Data items:
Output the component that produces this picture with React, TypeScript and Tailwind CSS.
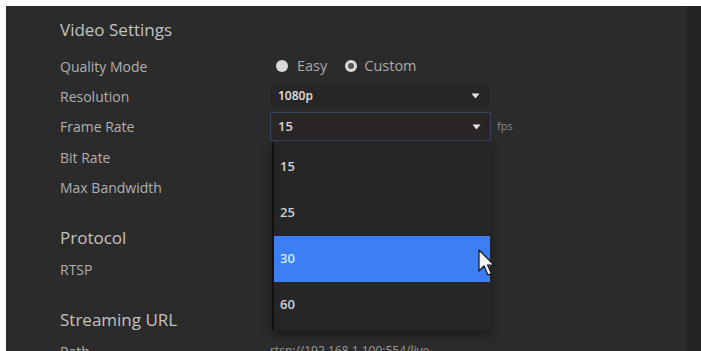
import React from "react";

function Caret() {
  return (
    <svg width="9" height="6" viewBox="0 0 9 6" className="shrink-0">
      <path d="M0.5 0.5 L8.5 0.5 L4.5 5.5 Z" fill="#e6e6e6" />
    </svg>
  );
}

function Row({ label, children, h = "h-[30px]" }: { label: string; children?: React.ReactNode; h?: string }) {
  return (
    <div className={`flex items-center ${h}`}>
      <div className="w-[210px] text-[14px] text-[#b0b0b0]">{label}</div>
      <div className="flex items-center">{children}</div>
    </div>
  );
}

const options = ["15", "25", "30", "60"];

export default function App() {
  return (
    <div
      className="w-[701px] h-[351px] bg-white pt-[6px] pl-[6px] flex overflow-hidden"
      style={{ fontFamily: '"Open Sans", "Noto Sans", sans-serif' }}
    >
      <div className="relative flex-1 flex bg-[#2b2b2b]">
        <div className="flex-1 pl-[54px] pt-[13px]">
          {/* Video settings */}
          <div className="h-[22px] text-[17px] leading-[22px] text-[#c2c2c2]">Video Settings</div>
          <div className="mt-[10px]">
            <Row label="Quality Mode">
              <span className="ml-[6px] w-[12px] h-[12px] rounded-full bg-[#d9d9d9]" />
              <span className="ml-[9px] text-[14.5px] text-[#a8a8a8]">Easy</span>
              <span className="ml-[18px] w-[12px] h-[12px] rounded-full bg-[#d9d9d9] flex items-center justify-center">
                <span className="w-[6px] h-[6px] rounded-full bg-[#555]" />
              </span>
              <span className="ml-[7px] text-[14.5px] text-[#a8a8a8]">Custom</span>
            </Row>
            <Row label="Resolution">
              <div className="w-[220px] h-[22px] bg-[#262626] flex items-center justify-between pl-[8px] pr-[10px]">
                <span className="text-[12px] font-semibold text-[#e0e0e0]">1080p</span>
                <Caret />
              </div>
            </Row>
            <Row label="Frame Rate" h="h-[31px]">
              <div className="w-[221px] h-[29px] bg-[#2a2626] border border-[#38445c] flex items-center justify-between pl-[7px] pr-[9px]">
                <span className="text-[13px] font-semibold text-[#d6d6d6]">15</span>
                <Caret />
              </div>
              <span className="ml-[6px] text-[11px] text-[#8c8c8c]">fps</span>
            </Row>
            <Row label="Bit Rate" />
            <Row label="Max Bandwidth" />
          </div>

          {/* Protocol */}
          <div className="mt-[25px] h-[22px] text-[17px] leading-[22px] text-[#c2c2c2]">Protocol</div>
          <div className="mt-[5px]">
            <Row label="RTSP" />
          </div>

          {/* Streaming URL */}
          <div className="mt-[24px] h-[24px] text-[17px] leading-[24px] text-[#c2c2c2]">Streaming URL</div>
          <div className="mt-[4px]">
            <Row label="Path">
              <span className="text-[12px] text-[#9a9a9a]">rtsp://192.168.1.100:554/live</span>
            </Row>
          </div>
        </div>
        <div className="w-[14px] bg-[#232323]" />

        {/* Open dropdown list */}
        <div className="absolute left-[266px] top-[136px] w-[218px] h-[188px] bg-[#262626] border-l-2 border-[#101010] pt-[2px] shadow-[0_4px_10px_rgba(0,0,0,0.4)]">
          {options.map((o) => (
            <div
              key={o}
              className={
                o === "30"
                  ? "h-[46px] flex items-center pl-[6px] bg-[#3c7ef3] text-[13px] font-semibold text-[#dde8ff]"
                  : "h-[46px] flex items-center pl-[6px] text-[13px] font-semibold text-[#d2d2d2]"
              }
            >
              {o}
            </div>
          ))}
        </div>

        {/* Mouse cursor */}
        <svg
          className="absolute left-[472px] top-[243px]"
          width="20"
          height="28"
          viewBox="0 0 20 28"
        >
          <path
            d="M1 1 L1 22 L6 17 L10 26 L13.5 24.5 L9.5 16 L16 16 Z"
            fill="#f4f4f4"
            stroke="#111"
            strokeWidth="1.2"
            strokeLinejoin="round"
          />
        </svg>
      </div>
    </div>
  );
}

---

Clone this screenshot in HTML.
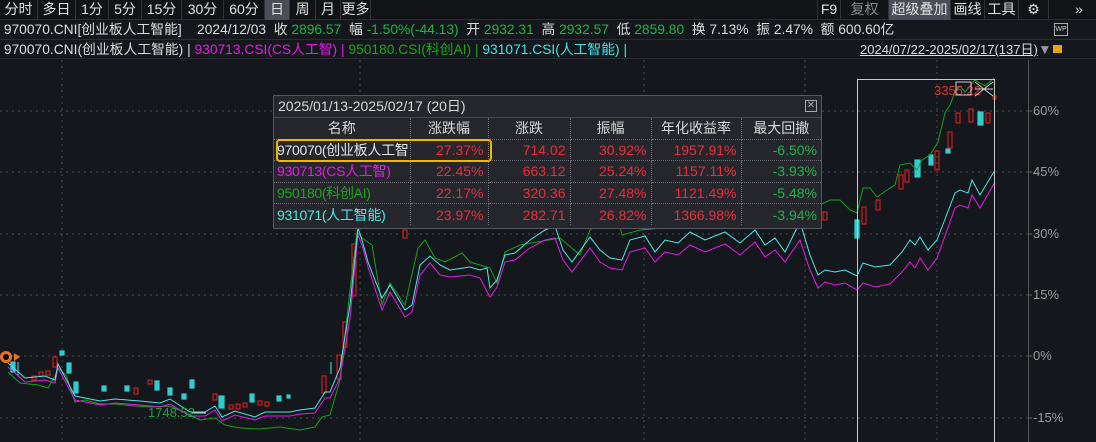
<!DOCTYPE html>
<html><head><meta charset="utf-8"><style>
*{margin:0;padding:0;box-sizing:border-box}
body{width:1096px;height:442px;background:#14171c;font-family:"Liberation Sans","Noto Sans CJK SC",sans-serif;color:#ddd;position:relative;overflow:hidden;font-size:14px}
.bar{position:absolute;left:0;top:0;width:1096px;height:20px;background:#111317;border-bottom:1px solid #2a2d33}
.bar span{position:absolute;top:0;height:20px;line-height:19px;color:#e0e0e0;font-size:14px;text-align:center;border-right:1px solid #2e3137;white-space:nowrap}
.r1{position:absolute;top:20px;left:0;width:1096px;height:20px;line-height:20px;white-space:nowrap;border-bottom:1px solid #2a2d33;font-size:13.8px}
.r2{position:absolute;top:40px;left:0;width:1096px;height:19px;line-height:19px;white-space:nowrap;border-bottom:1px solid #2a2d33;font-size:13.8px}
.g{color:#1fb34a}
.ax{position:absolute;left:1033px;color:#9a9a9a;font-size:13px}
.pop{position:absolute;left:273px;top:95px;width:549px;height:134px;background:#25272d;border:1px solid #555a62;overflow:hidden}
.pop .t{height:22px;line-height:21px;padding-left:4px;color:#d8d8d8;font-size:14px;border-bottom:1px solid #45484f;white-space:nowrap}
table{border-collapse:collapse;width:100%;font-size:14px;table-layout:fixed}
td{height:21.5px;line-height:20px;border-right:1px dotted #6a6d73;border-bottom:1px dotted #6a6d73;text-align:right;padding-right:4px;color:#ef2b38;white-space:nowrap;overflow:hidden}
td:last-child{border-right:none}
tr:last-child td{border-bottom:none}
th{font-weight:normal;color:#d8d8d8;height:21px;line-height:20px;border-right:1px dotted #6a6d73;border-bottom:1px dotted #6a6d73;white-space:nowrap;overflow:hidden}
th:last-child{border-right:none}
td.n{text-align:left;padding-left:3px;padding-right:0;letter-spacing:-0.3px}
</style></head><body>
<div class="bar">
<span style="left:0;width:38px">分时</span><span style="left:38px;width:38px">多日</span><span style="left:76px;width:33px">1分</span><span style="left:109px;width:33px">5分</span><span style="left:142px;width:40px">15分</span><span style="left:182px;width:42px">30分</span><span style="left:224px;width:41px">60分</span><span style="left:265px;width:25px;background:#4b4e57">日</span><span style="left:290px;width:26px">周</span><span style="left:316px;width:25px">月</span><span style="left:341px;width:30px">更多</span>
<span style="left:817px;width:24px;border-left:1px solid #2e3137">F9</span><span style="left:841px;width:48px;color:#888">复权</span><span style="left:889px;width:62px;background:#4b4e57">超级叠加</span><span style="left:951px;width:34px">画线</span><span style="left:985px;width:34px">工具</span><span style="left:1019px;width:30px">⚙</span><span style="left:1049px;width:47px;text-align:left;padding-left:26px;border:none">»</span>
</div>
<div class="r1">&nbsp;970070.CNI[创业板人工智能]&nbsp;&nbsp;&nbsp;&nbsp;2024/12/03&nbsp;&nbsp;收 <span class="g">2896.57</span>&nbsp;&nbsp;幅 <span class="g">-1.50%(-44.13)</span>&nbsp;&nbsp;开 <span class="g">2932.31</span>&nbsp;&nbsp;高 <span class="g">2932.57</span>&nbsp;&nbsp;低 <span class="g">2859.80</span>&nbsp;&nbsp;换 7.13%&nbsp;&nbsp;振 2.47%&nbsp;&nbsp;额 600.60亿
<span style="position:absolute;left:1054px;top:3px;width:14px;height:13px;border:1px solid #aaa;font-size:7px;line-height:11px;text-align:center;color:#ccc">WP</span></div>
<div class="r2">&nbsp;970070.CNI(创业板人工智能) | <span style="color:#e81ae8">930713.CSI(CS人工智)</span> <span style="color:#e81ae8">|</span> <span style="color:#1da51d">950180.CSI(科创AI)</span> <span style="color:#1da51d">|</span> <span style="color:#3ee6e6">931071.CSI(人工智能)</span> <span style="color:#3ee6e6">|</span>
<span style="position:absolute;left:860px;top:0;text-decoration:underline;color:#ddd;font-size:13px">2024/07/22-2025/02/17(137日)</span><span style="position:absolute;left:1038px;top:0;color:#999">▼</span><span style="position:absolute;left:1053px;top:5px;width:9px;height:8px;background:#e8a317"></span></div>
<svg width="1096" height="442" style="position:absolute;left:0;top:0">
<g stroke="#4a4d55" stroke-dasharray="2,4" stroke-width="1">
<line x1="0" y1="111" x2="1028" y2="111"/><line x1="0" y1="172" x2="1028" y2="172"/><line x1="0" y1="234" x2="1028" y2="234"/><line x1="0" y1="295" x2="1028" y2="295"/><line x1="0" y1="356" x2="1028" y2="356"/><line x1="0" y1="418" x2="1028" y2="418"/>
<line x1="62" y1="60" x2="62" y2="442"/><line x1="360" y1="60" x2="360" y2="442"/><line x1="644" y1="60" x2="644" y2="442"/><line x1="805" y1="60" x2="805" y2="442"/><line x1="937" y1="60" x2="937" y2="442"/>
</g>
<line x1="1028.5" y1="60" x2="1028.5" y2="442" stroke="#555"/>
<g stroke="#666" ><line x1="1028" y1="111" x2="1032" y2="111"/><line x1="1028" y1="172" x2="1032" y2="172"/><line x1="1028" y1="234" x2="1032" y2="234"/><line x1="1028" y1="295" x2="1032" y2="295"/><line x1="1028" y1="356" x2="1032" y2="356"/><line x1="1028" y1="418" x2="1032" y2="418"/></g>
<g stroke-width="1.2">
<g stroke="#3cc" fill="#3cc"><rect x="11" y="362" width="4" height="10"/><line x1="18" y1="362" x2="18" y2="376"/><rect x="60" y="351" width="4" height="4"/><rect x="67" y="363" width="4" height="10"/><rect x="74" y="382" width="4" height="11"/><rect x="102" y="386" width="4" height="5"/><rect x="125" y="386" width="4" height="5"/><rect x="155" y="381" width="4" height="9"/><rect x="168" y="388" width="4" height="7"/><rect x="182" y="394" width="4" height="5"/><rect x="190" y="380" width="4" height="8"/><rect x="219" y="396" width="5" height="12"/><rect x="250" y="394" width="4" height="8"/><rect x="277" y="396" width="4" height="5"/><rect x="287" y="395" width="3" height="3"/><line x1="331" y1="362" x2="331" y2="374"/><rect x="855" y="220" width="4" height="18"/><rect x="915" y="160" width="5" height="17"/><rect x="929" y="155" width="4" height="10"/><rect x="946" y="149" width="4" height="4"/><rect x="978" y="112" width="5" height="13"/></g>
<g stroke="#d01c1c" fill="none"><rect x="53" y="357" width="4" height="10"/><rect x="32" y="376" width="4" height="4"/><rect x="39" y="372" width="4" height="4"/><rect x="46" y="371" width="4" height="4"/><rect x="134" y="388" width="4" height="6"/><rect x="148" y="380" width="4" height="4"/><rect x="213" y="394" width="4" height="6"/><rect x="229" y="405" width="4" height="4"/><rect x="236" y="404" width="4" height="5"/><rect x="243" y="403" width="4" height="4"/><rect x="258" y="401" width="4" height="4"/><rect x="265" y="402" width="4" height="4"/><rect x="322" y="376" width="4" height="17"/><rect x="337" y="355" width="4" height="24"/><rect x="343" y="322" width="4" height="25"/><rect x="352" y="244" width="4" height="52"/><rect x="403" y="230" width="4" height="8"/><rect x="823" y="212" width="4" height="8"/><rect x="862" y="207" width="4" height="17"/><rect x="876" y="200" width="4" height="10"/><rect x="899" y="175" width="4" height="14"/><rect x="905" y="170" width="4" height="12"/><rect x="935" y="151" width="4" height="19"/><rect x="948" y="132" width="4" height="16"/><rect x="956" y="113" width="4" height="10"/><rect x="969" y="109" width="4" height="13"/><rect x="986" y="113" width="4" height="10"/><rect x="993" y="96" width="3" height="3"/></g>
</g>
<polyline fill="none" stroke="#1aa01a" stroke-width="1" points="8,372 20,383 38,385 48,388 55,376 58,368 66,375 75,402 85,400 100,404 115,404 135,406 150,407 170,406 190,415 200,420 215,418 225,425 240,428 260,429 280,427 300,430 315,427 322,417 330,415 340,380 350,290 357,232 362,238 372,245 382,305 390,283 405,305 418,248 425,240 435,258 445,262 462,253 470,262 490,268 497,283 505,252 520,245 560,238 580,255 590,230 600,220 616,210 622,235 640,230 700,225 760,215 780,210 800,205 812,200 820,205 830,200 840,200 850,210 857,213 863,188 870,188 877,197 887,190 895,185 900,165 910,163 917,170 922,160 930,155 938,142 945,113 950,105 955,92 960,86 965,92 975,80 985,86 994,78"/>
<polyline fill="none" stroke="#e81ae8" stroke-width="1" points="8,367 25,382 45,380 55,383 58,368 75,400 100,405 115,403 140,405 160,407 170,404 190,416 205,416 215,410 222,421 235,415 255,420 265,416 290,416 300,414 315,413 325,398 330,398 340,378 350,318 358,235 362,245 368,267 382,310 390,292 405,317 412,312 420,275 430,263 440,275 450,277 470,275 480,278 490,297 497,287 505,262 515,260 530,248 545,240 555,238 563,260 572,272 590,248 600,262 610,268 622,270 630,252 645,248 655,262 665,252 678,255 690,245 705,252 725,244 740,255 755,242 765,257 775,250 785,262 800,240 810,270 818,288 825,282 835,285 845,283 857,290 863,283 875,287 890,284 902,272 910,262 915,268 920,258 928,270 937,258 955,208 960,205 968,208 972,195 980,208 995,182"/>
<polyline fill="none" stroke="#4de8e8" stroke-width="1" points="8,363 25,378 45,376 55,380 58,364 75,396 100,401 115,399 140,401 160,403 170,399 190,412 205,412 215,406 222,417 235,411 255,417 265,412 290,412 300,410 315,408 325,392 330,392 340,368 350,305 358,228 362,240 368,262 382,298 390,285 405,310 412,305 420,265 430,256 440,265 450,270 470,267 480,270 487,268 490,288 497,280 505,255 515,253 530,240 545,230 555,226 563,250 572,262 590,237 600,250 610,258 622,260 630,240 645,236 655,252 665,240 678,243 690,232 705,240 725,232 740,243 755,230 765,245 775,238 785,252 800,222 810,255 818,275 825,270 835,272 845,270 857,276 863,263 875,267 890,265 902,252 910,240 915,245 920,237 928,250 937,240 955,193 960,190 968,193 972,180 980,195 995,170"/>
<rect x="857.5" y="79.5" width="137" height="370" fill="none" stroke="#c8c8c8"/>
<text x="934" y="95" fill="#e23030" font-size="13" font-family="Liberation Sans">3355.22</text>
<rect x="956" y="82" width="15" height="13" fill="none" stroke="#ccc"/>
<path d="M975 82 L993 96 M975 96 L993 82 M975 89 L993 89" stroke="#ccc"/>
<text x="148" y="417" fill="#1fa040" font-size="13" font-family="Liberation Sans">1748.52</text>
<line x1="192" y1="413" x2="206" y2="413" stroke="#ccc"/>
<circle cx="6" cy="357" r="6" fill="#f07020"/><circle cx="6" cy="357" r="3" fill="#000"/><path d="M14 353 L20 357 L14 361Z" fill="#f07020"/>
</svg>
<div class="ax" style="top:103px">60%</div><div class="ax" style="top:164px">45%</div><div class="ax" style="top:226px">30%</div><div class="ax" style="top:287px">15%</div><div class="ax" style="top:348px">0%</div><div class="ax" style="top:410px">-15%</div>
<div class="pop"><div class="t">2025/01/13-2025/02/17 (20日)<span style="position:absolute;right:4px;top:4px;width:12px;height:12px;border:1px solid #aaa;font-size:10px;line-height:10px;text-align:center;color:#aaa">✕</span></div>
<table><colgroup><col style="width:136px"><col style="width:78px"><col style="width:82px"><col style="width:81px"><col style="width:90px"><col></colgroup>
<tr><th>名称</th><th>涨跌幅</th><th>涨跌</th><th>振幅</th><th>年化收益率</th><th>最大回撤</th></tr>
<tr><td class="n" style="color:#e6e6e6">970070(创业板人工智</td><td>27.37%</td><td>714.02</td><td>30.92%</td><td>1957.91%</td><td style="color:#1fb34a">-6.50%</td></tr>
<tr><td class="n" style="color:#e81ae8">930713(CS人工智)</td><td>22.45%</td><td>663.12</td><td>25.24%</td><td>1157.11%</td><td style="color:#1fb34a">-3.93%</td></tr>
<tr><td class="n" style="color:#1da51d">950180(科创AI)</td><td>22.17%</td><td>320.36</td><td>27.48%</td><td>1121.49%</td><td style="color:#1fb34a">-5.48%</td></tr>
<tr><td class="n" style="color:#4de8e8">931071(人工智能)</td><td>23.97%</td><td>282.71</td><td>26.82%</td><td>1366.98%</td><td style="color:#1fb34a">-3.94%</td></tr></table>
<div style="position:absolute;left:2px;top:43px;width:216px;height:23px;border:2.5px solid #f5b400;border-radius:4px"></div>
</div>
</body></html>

Objective: Output exactly the lines from the one containing "Output the component" through the one containing "import React from", both included, and nothing else; leave out any pictures.

The result:
Output the component that produces this picture with React, TypeScript and Tailwind CSS.
import React from "react";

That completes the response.